Access OSS using ossutil

DataWorks shell nodes provide native support for ossutil, the command-line tool for Alibaba Cloud OSS. You can use it for tasks such as bucket management, file uploads and downloads, and batch operations. To use ossutil to access OSS, you can provide access credentials using either command-line parameters or a configuration file.

In the latest version of Data Studio, shell nodes provide an enhanced security option. You can associate a RAM role with the node. This allows the node to use Alibaba Cloud Security Token Service (STS) to dynamically obtain temporary security credentials for the role. This method avoids hardcoding a long-lived AccessKey in your script and provides secure access to cloud resources. For more information, see Associate a role to securely access cloud resources.

Note

ossutil is pre-installed in the DataWorks environment and does not require manual installation. The default path is /home/admin/usertools/tools/ossutil64.

Access OSS or NAS using datasets

In DataWorks, you can create datasets for OSS or NAS. You can then use these datasets in a shell node to read from or write to OSS or NAS storage.

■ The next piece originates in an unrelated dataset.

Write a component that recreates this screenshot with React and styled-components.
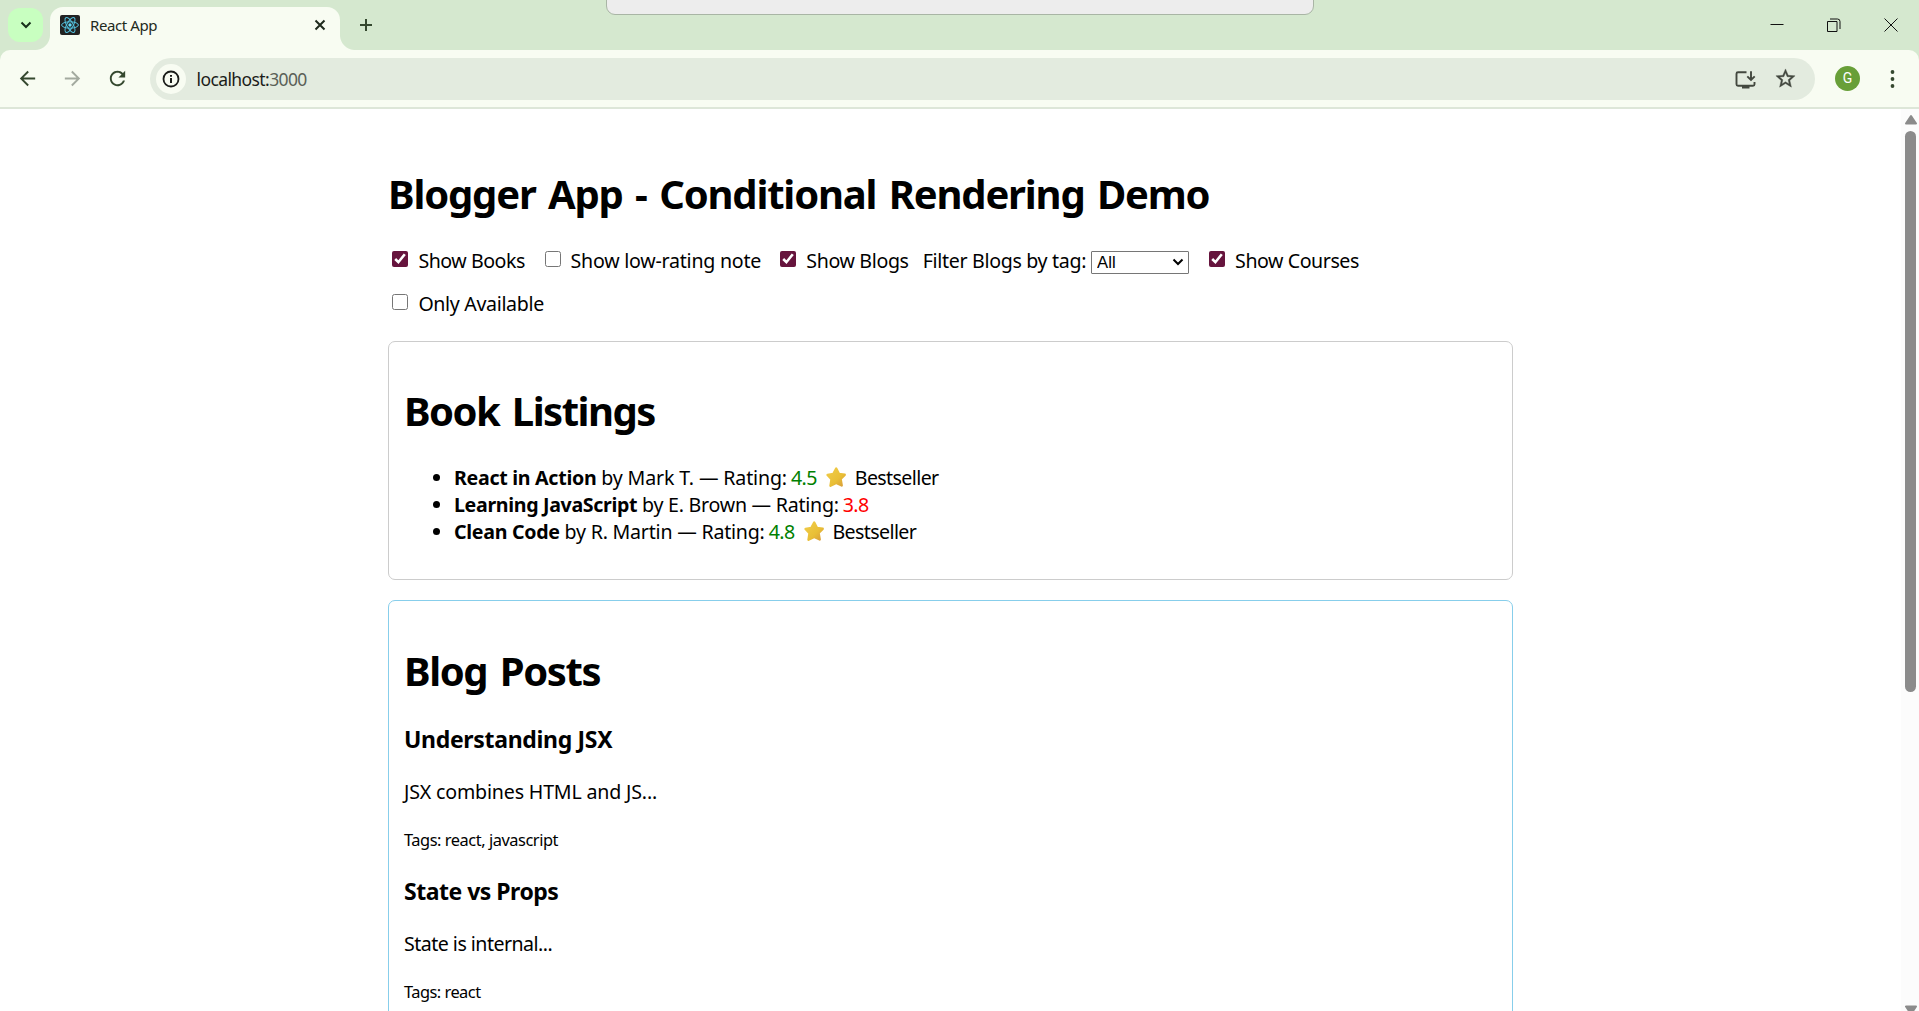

Run a node with a RAM role

You can run node tasks with a specific RAM role by associating a role to securely access cloud resources. This method allows for fine-grained permission control and enhanced security.

Appendix: Script exit codes

A script's exit code indicates whether it ran successfully.

  • Exit code 0: Indicates success.

  • Exit code -1: The process was terminated.

  • Exit code 2: The platform automatically reruns the task once.

  • Other exit codes: Indicate failure.

The following log shows a successful execution, indicated by an exit code of 0.

INFO  Exit code of the Shell command 0
INFO  --- Invocation of Shell command completed ---
INFO  Shell run successfully!
Note

Due to the underlying shell mechanism, a shell node's exit code is the exit code of the last command executed in the script.